Ollama built its reputation as an easy wrapper around llama.cpp but spent years dodging attribution, forking ggml badly, misnaming models (e.g. listing 8B distilled Qwen/Llama variants as "DeepSeek-R1"), shipping a closed-source GUI, and pivoting to VC-backed cloud services. On equal hardware llama.cpp delivers 1.8x throughput (161 vs 89 tok/s) and roughly 30-70% more on CPU/code generation workloads. Multiple mature alternatives (llama.cpp server, LM Studio, Jan, Msty, koboldcpp, ramalama) give the same "one command" convenience without the middleman.

## Key Insight

- **Performance tax is real**: llama.cpp runs 1.8x faster on GPU (161 vs 89 tok/s), 30-50% faster on CPU, roughly 70% faster on Qwen-3 Coder 32B. Overhead comes from Ollama's daemon layer, poor GPU offloading heuristics, and a vendored backend trailing upstream.
- **Vendor lock-in by design**: Ollama stores GGUFs under hashed blob filenames, so you can't point LM Studio or llama.cpp at the same file. The "bring your own GGUF" path is deliberately friction-filled via Modelfiles.
- **Modelfile is anti-GGUF**: GGUF's design goal (single-file, all metadata embedded) is undone by Ollama reintroducing separate config files.

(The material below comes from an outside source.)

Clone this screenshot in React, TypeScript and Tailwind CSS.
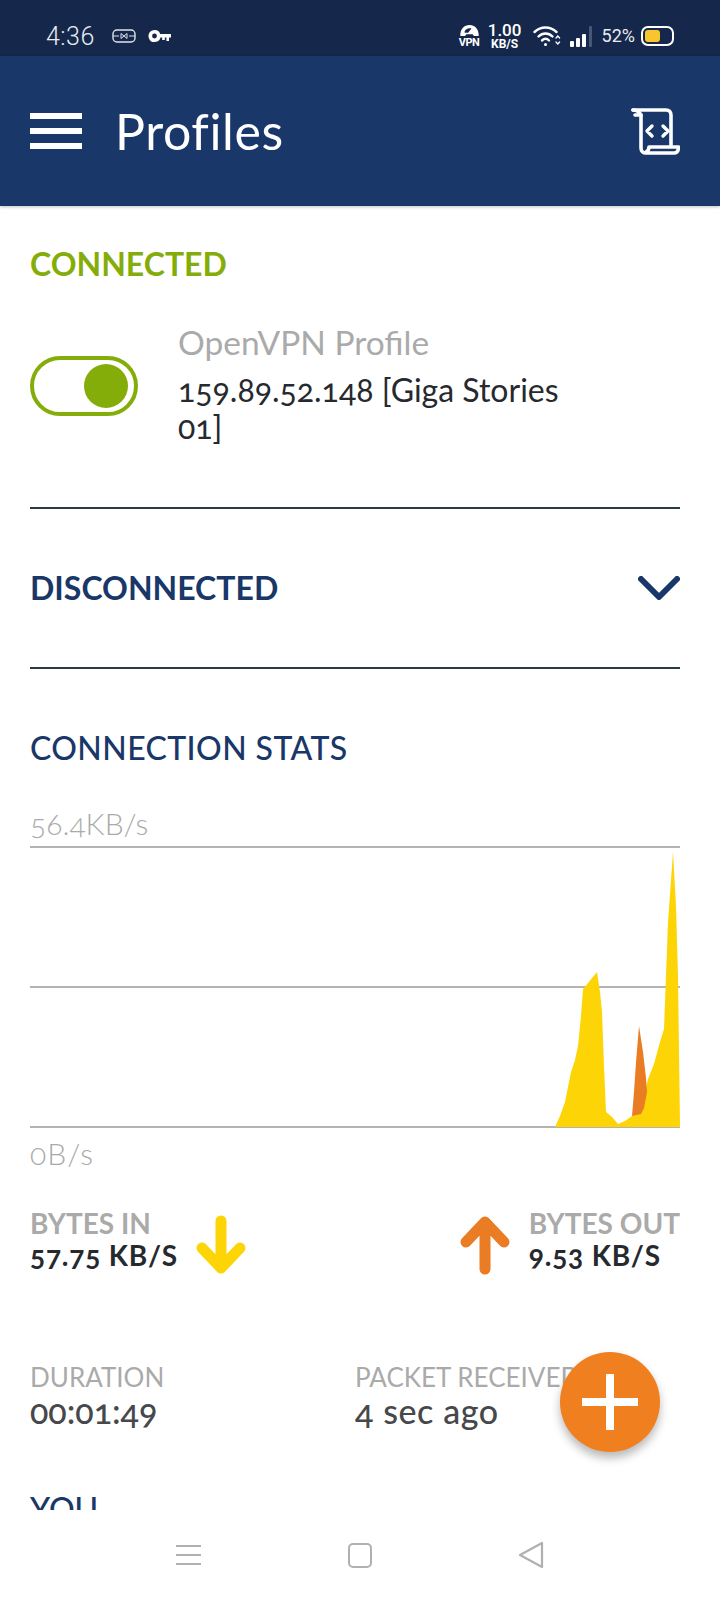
const raleway = { fontFamily: "Lato, 'Noto Sans', sans-serif" };

function StatusBar() {
  return (
    <div className="flex h-14 shrink-0 items-center justify-between bg-[#15274a] pl-[46px] pr-[46px] pt-[16px] text-white" style={{ fontFamily: "Roboto, sans-serif" }}>
      <div className="flex items-center">
        <span className="text-[25px] font-light leading-none tracking-[0.5px] text-[#e8ecf2]">4:36</span>
        <svg className="ml-[17px]" width="24" height="14" viewBox="0 0 24 14" fill="none" stroke="#dfe4ec" strokeWidth="1.4">
          <rect x="1" y="1" width="22" height="12" rx="4" />
          <path d="M1 7h6M17 7h6M9 4.5v5M15 4.5v5M9 4.5l3 2.5M15 4.5l-3 2.5M9 9.5l3-2.5M15 9.5l-3-2.5" strokeWidth="1" />
        </svg>
        <svg className="ml-[12px]" width="23" height="14" viewBox="0 0 23 14" fill="#fff">
          <path fillRule="evenodd" d="M6.5 1a6 6 0 1 1-5.6 8.2A6 6 0 0 1 6.5 1zm0 3.6a2.4 2.4 0 1 0 0 4.8 2.4 2.4 0 0 0 0-4.8z" />
          <path d="M11 5h12v3.4h-2V12h-2.6V8.4h-1.6V11h-2.6V8.4H11z" />
        </svg>
      </div>
      <div className="flex items-center">
        <div className="flex w-[21px] flex-col items-center">
          <svg width="21" height="11" viewBox="0 0 21 12" fill="#fff">
            <path fillRule="evenodd" d="M10.5 0C4.7 0 .5 4.6.5 10.5V12h5.2l1.3-2h7l1.3 2h5.2v-1.500C20.500 4.600 16.300 0 10.500 0zM5 7.500c1-2.700 3-4 5.500-4 .8 0 1.600.1 2.200.4L9 8.500H5.500z" />
          </svg>
          <span className="mt-[1px] text-[11px] font-bold leading-[11px] tracking-[-0.5px]">VPN</span>
        </div>
        <div className="ml-[9px] flex w-[32px] flex-col items-center font-medium">
          <span className="text-[17px] font-medium leading-[16px]">1.00</span>
          <span className="text-[12px] font-bold leading-[12px]">KB/S</span>
        </div>
        <svg className="ml-[12px]" width="28" height="22" viewBox="0 0 28 22" fill="none" stroke="#fff" strokeWidth="2.4" strokeLinecap="round">
          <path d="M1.500 7C8 1 17 1 23.500 7" />
          <path d="M5.500 11.500C9.500 7.500 15.500 7.500 19.500 11.500" />
          <path d="M9 15.500c2.200-2 5-2 7 0" />
          <circle cx="12.500" cy="19.500" r="1.500" fill="#fff" stroke="none" />
          <path d="M24 13l1.800-2 1.800 2M24 17l1.800 2 1.800-2" strokeWidth="1.300" transform="translate(-1 0)" />
        </svg>
        <div className="ml-[9px] flex h-[21px] items-end gap-[2px]">
          <span className="h-[6px] w-[4px] rounded-[1px] bg-white" />
          <span className="h-[9px] w-[4px] rounded-[1px] bg-white" />
          <span className="h-[13px] w-[4px] rounded-[1px] bg-white" />
          <span className="ml-[1px] h-[21px] w-[3px] rounded-[1px] bg-[#46587a]" />
        </div>
        <span className="ml-[10px] text-[18px] font-normal leading-none text-[#e8ecf2]">52%</span>
        <div className="ml-[6px] flex h-[20px] w-[33px] items-center rounded-[7px] border-2 border-white p-[2px]">
          <div className="h-full w-[15px] rounded-[3px] bg-[#f7c62f]" />
        </div>
      </div>
    </div>
  );
}

function Header() {
  return (
    <div className="relative z-10 flex h-[150px] shrink-0 items-center justify-between bg-[#193768] pl-[30px] pr-[40px] shadow-[0_1px_3px_rgba(0,0,0,0.25)]">
      <div className="flex items-center">
        <div className="flex w-[52px] flex-col gap-[9px]">
          <span className="h-[6px] bg-white" />
          <span className="h-[6px] bg-white" />
          <span className="h-[6px] bg-white" />
        </div>
        <span className="ml-[33px] text-[50px] font-normal leading-none tracking-[0.6px] text-white" style={raleway}>Profiles</span>
      </div>
      <svg width="50" height="50" viewBox="0 0 50 50" fill="none" stroke="#fff" strokeWidth="3.600" strokeLinejoin="round" strokeLinecap="round">
        <path d="M3 4h33c3 0 5 2 5 5v30" />
        <path d="M3 4c3 0 6 1.500 8 5h-6" />
        <path d="M11 9v33c0 3 2 5 5 5h28c3 0 4.500-2 4.500-6H19c0 2.500-1 4-3 5" />
        <path d="M22 20l-5 5 5 5M33 20l5 5-5 5" strokeWidth="3.400" />
      </svg>
    </div>
  );
}

function Chart() {
  return (
    <svg className="block" width="650" height="283" viewBox="0 0 650 283">
      <path d="M0 1h650M0 141h650M0 281h650" stroke="#9b9b9b" strokeWidth="1.600" fill="none" />
      <path
        d="M525 281L530 270L535 256L541 226L545 214L548 200L551 170L553 143L558 137L567 126L570 146L572 166L574 220L576 266L582 271L588 278L595 275L602 270L610 266L614 250L618 233L624 218L630 196L634 183L636 130L638 76L643 6L646 60L648 130L650 281Z"
        fill="#fdd406"
      />
      <path d="M602 270L604 246L606 216L609 180L613 206L616 232L617 246L614 262L611 268Z" fill="#ea7c23" />
    </svg>
  );
}

function ArrowIcon({ color, up }: { color: string; up?: boolean }) {
  return (
    <svg width="50" height="60" viewBox="0 0 50 60" fill="none" stroke={color} strokeWidth="11" strokeLinecap="round" strokeLinejoin="round">
      {up ? <path d="M25 54V7M6 27L25 7l19 20" /> : <path d="M25 6v47M6 33l19 20 19-20" />}
    </svg>
  );
}

export default function App() {
  return (
    <div className="flex h-[1600px] w-[720px] flex-col overflow-hidden bg-white" style={raleway}>
      <StatusBar />
      <Header />
      <main className="relative h-[1304px] shrink-0 overflow-hidden bg-white pl-[30px] pr-[40px] [font-variant-numeric:oldstyle-nums]">
        <h2 className="mt-[40px] text-[32px] font-bold leading-[36px] text-[#85ad0a]">CONNECTED</h2>
        <div className="mt-[40px] flex">
          <div className="mt-[34px] flex h-[60px] w-[108px] shrink-0 items-center justify-end rounded-full border-[4px] border-[#85ad0a] pr-[6px]">
            <div className="h-[44px] w-[44px] rounded-full bg-[#85ad0a]" />
          </div>
          <div className="ml-[40px] w-[400px]">
            <p className="text-[33.5px] leading-[40px] text-[#aaaaaa]">OpenVPN Profile</p>
            <p className="mt-[9px] text-[32px] leading-[37px] text-[#26292e]">159.89.52.148 [Giga Stories<br />01]</p>
          </div>
        </div>

        <div className="mt-[62px] border-t-2 border-[#2a3a44]" />
        <div className="flex h-[160px] items-center justify-between border-b-2 border-[#2a3a44]">
          <span className="text-[32px] font-bold leading-none text-[#193768]">DISCONNECTED</span>
          <svg width="42" height="24" viewBox="0 0 42 24" fill="none" stroke="#193768" strokeWidth="6" strokeLinecap="round" strokeLinejoin="round">
            <path d="M3 3l18 18L39 3" />
          </svg>
        </div>

        <h2 className="mt-[61px] text-[32px] font-medium leading-[36px] tracking-[0.4px] text-[#193768]">CONNECTION STATS</h2>
        <p className="mt-[40px] text-[30px] font-light leading-[34px] text-[#aaaaaa]">56.4KB/s</p>
        <div className="mt-[6px]">
          <Chart />
        </div>
        <p className="mt-[7px] text-[30px] font-light leading-[34px] tracking-[1px] text-[#aaaaaa]">0B/s</p>

        <div className="mt-[37px] flex justify-between">
          <div className="flex">
            <div>
              <p className="text-[28px] font-bold leading-[32px] text-[#aaaaaa]">BYTES IN</p>
              <p className="text-[28px] font-bold leading-[32px] tracking-[0.8px] text-[#26292e]">57.75 KB/S</p>
            </div>
            <div className="ml-[18px] mt-[8px]">
              <ArrowIcon color="#fdd406" />
            </div>
          </div>
          <div className="flex">
            <div className="mr-[19px] mt-[8px]">
              <ArrowIcon color="#ea7c23" up />
            </div>
            <div>
              <p className="text-[28px] font-bold leading-[32px] text-[#aaaaaa]">BYTES OUT</p>
              <p className="text-[28px] font-bold leading-[32px] tracking-[0.8px] text-[#26292e]">9.53 KB/S</p>
            </div>
          </div>
        </div>

        <div className="mt-[85px] flex">
          <div className="w-[325px]">
            <p className="text-[26px] leading-[34px] text-[#aaaaaa]">DURATION</p>
            <p className="text-[34px] font-medium leading-[34px] text-[#46484c]">00:01:49</p>
          </div>
          <div className="whitespace-nowrap">
            <p className="text-[26px] leading-[34px] text-[#aaaaaa]">PACKET RECEIVED</p>
            <p className="text-[34px] font-medium leading-[34px] tracking-[0.6px] text-[#46484c]">4 sec ago</p>
          </div>
        </div>

        <p className="mt-[63px] text-[32px] font-medium leading-[36px] text-[#193768]">YOU</p>

        <button className="absolute left-[560px] top-[1146px] flex h-[100px] w-[100px] items-center justify-center rounded-full bg-[#f0801f] shadow-[0_6px_10px_rgba(0,0,0,0.28)]">
          <svg width="56" height="56" viewBox="0 0 56 56" fill="#fff">
            <path d="M24 0h8v24h24v8H32v24h-8V32H0v-8h24z" />
          </svg>
        </button>
      </main>
      <nav className="flex h-[90px] shrink-0 items-center justify-center bg-white">
        <div className="flex w-[368px] items-center justify-between">
          <div className="flex w-[25px] flex-col gap-[7px]">
            <span className="h-[2px] bg-[#b0b0b0]" />
            <span className="h-[2px] bg-[#b0b0b0]" />
            <span className="h-[2px] bg-[#b0b0b0]" />
          </div>
          <div className="h-[25px] w-[24px] rounded-[5px] border-2 border-[#b0b0b0]" />
          <svg width="26" height="28" viewBox="0 0 26 28" fill="none" stroke="#b0b0b0" strokeWidth="2.200" strokeLinejoin="round">
            <path d="M24 2v24L2 14z" />
          </svg>
        </div>
      </nav>
    </div>
  );
}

Editing one parameter copies the full 30-60 GB model. llama.cpp uses CLI flags.
- **Chat template breakage**: Ollama only auto-detects templates from a hardcoded list. Valid Jinja templates in GGUF metadata silently fall back to bare `{{ .Prompt }}`, breaking model instruction format. Users must translate Jinja to Go template syntax manually.
- **Quantization ceiling**: Ollama can only create Q4_K_S, Q4_K_M, Q8_0, F16, F32. No Q5_K_M, Q6_K, or IQ quants, so quantization has to happen outside Ollama.

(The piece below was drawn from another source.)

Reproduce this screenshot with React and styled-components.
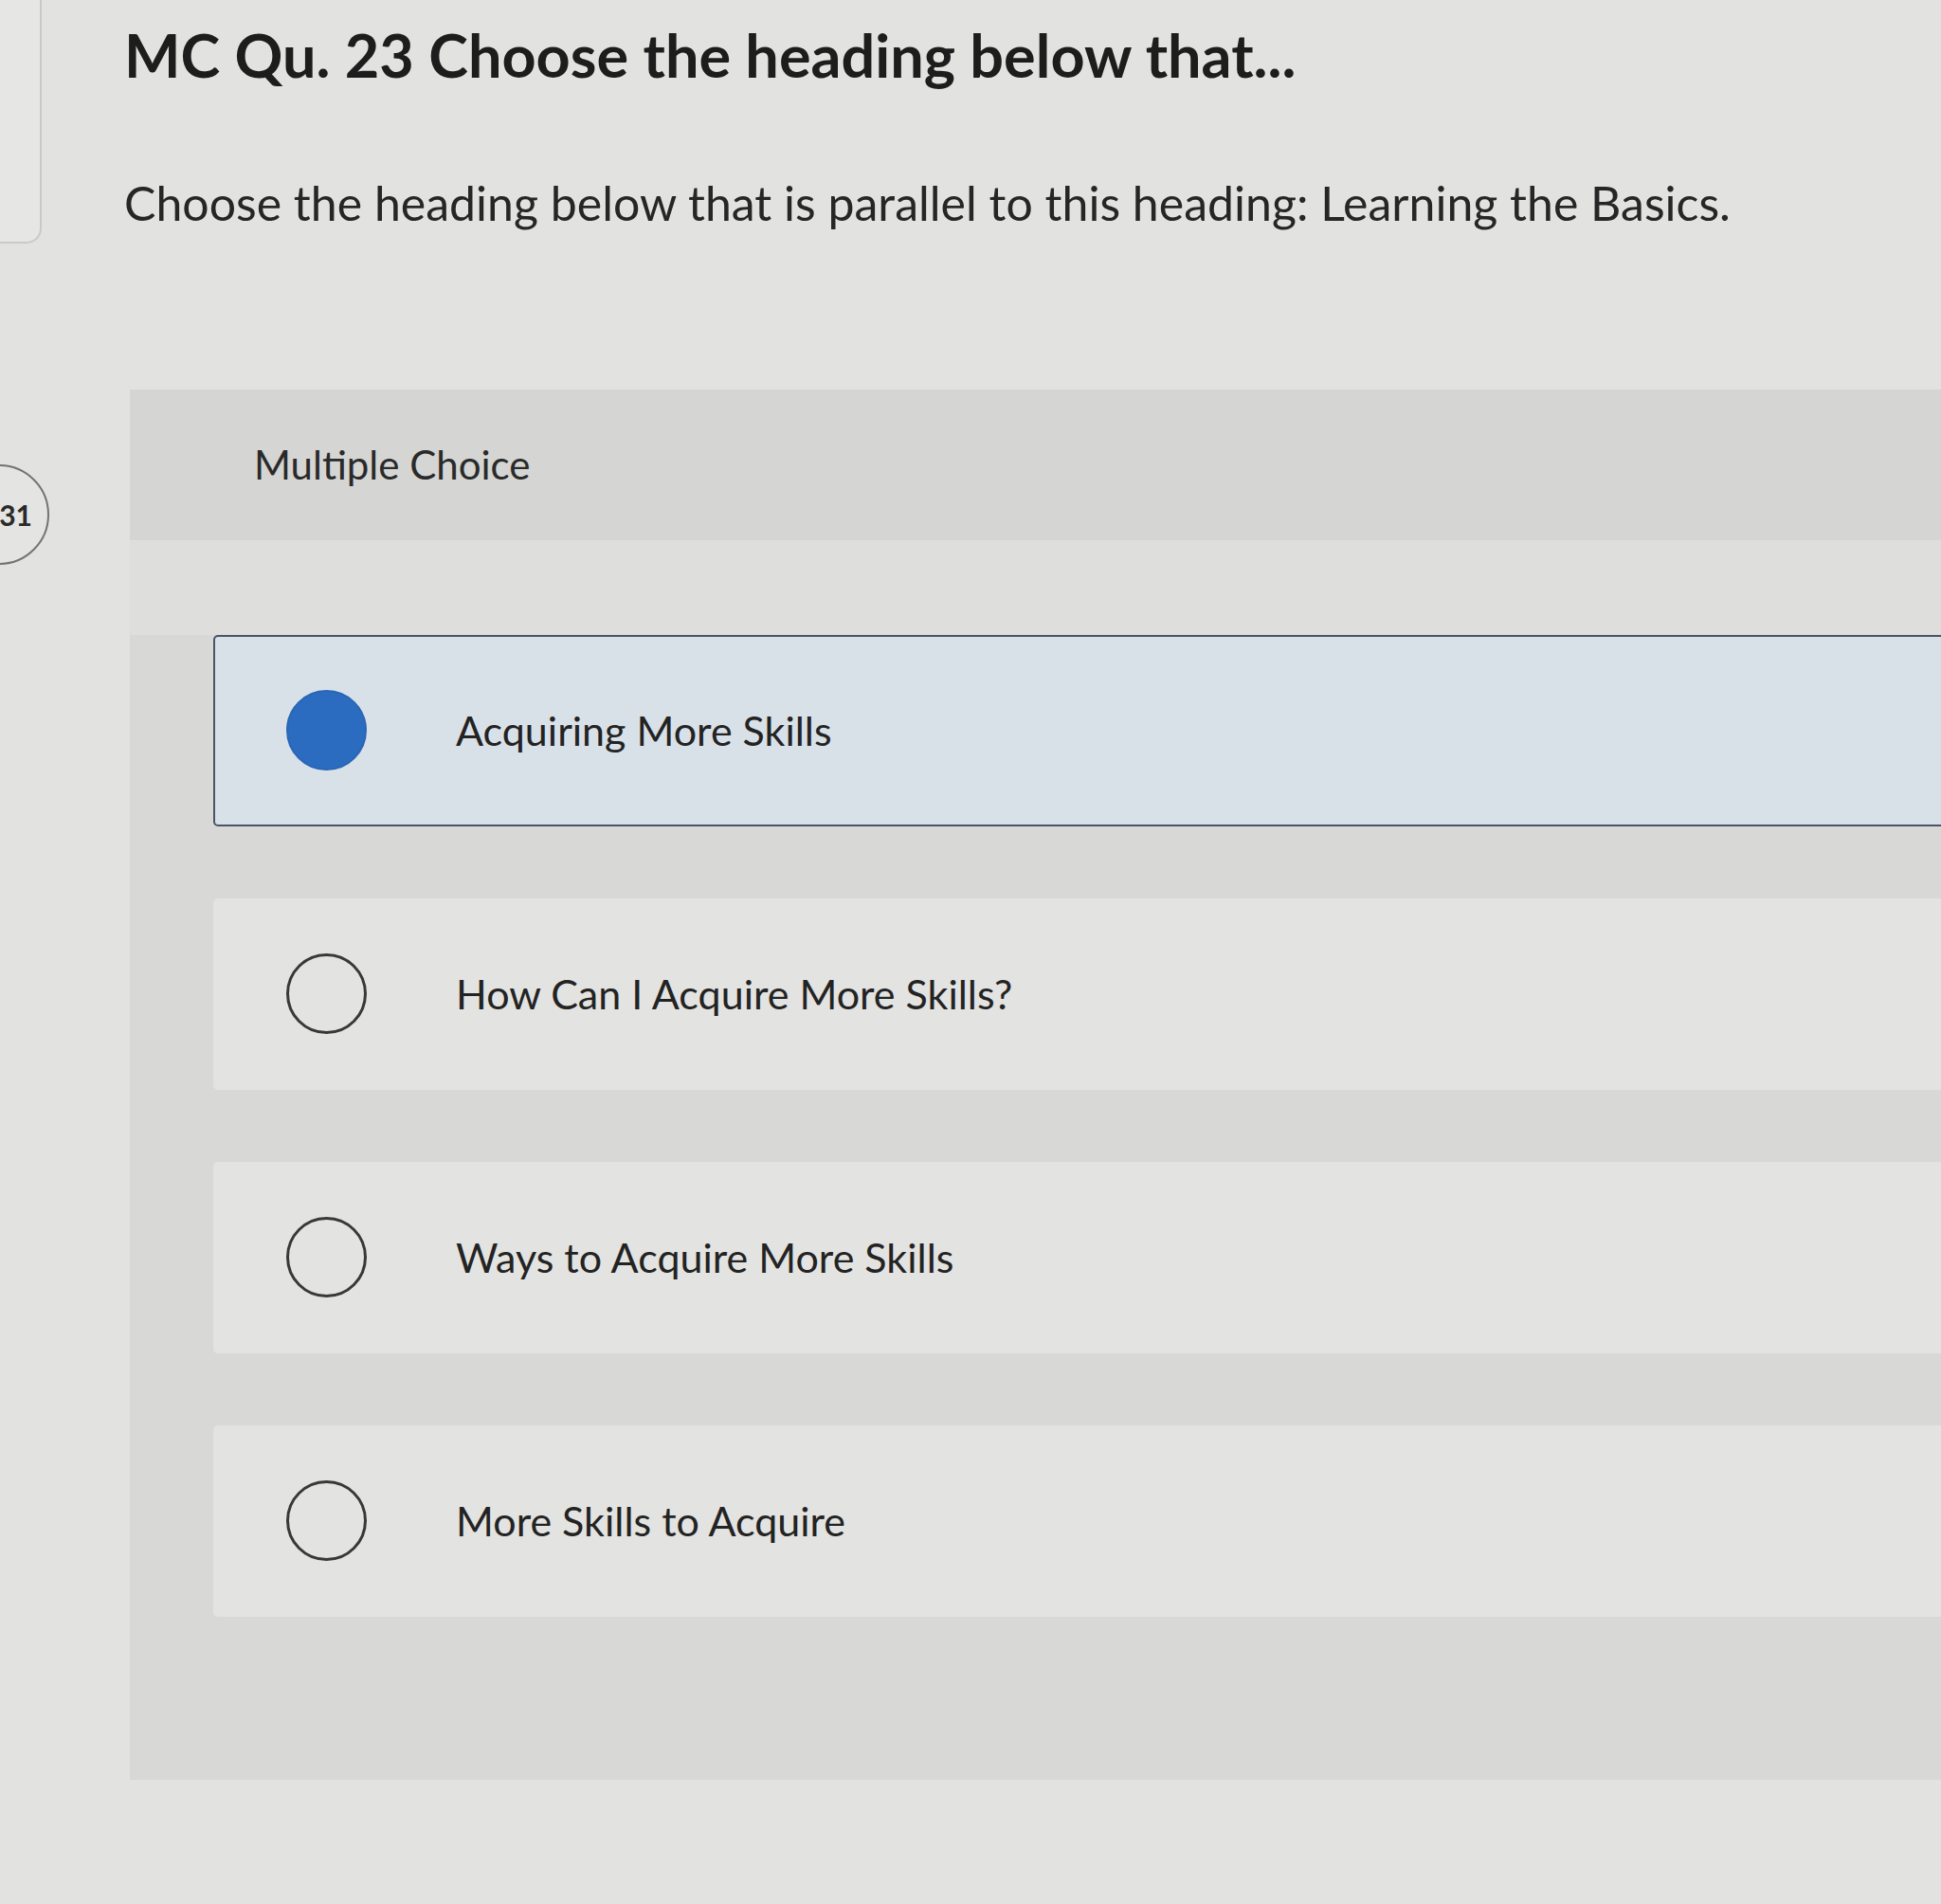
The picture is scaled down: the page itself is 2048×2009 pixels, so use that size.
import React, { useState } from 'react';
import styled, { createGlobalStyle } from 'styled-components';

const GlobalStyle = createGlobalStyle`
  html, body {
    margin: 0;
    padding: 0;
    background: #e2e2e0;
    overflow: hidden;
  }
  body {
    font-family: Lato, "Liberation Sans", Arial, sans-serif;
    color: #232323;
  }
`;

const Page = styled.div`
  display: flex;
  width: 2048px;
  min-height: 2009px;
  overflow: hidden;
`;

const Rail = styled.div`
  display: flex;
  flex-direction: column;
  width: 131px;
  flex-shrink: 0;
`;

const NavStub = styled.div`
  width: 42px;
  height: 255px;
  background: #e6e6e4;
  border-right: 2px solid #c9c9c7;
  border-bottom: 2px solid #c9c9c7;
  border-bottom-right-radius: 16px;
`;

const PageBadge = styled.div`
  display: flex;
  align-items: center;
  justify-content: flex-end;
  box-sizing: border-box;
  width: 120px;
  height: 106px;
  margin-top: 233px;
  margin-left: -68px;
  padding-right: 16px;
  border: 2px solid #737373;
  border-radius: 53px;
  background: #e4e4e2;
  font-size: 30px;
  font-weight: 700;
  color: #2a2a2a;
`;

const Main = styled.div`
  flex: 1;
  padding-top: 20px;
  margin-right: -60px;
`;

const Title = styled.h1`
  margin: 0;
  font-size: 63px;
  line-height: 1.2;
  font-weight: 700;
  color: #1d1d1d;
`;

const Prompt = styled.p`
  margin: 88px 0 0;
  font-size: 50px;
  line-height: 1.2;
  font-weight: 400;
  color: #262626;
`;

const Panel = styled.section`
  margin: 167px 0 0 6px;
  padding-bottom: 172px;
  background: #d8d8d6;
`;

const PanelHeader = styled.div`
  display: flex;
  align-items: center;
  height: 159px;
  padding-left: 131px;
  background: #d5d5d3;
  font-size: 42px;
  color: #2a2a2a;
`;

const Lead = styled.div`
  height: 100px;
  background: #dededc;
`;

const OptionList = styled.div`
  display: flex;
  flex-direction: column;
  gap: 76px;
  padding-left: 88px;
`;

const OptionRow = styled.label`
  display: flex;
  align-items: center;
  gap: 94px;
  box-sizing: border-box;
  height: 202px;
  padding-left: 75px;
  background: ${p => (p.$selected ? '#d9e1e8' : '#e3e3e1')};
  border: ${p => (p.$selected ? '2px solid #4a5468' : '2px solid transparent')};
  border-radius: 5px;
  cursor: pointer;
  font-size: 43px;
  color: #232323;
`;

const Radio = styled.span`
  flex-shrink: 0;
  box-sizing: border-box;
  width: 85px;
  height: 85px;
  border-radius: 50%;
  border: ${p => (p.$checked ? '2px solid #2a66b5' : '3px solid #383838')};
  background: ${p => (p.$checked ? '#2b6cc0' : 'transparent')};
`;

const options = [
  'Acquiring More Skills',
  'How Can I Acquire More Skills?',
  'Ways to Acquire More Skills',
  'More Skills to Acquire',
];

export default function App() {
  const [picked, setPicked] = useState(0);

  return (
    <>
      <GlobalStyle />
      <Page>
        <Rail>
          <NavStub />
          <PageBadge>31</PageBadge>
        </Rail>
        <Main>
          <Title>MC Qu. 23 Choose the heading below that...</Title>
          <Prompt>Choose the heading below that is parallel to this heading: Learning the Basics.</Prompt>
          <Panel>
            <PanelHeader>Multiple Choice</PanelHeader>
            <Lead />
            <OptionList>
              {options.map((text, i) => (
                <OptionRow key={text} $selected={picked === i} onClick={() => setPicked(i)}>
                  <Radio $checked={picked === i} />
                  {text}
                </OptionRow>
              ))}
            </OptionList>
          </Panel>
        </Main>
      </Page>
    </>
  );
}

- **Model naming fraud**: `ollama run deepseek-r1` pulls an 8B distilled Qwen, not the 671B real model. GitHub issues #8557, #8698 requesting separation closed as duplicates with no fix. Did reputational damage to DeepSeek.
- **Attribution pattern**: Over 400 days ignoring issue #3185 on MIT license compliance. Single-line llama.cpp credit added to README bottom after PR pressure. Georgi Gerganov publicly called out Ollama's bad GGML fork.
- **Cloud pivot contradicts local-first brand**: MiniMax and similar proprietary models appear in the model list without disclosure that prompts get routed off-machine. Third-party provider data handling undocumented. CVE-2025-51471 (token exfiltration via malicious registry) took months to patch.
- **The VC playbook**: launch on OSS, minimize attribution, create lock-in (hashed blobs, Modelfile), ship closed-source components (GUI app July 2025), monetize via cloud.